Iceberg

Important Capabilities

Capability	Status	Notes
Data Profiling	✅	Optionally enabled via configuration.
Descriptions	✅	Enabled by default.
Detect Deleted Entities	✅	Enabled via stateful ingestion
Domains	❌	Currently not supported.
Extract Ownership	✅	Optionally enabled via configuration by specifying which Iceberg table property holds user or group ownership.
Partition Support	❌	Currently not supported.
Platform Instance	✅	Optionally enabled via configuration, an Iceberg instance represents the datalake name where the table is stored.

Integration Details

The DataHub Iceberg source plugin extracts metadata from Iceberg tables stored in a distributed or local file system. Typically, Iceberg tables are stored in a distributed file system like S3 or Azure Data Lake Storage (ADLS) and registered in a catalog. There are various catalog implementations like Filesystem-based, RDBMS-based or even REST-based catalogs. This Iceberg source plugin relies on the Iceberg python_legacy library and its support for catalogs is limited at the moment. A new version of the Iceberg Python library is currently in development and should fix this.
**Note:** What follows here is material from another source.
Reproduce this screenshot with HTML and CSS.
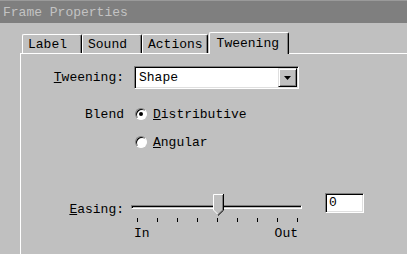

Because of this limitation, this source plugin will only ingest HadoopCatalog-based tables that have a version-hint.text metadata file.

Ingestion of tables happens in 2 steps:

Discover Iceberg tables stored in file system.
Load discovered tables using Iceberg python_legacy library

The current implementation of the Iceberg source plugin will only discover tables stored in a local file system or in ADLS. Support for S3 could be added fairly easily.

CLI based Ingestion

Install the Plugin

pip install 'acryl-datahub[iceberg]'

Starter Recipe

Check out the following recipe to get started with ingestion! See below for full configuration options.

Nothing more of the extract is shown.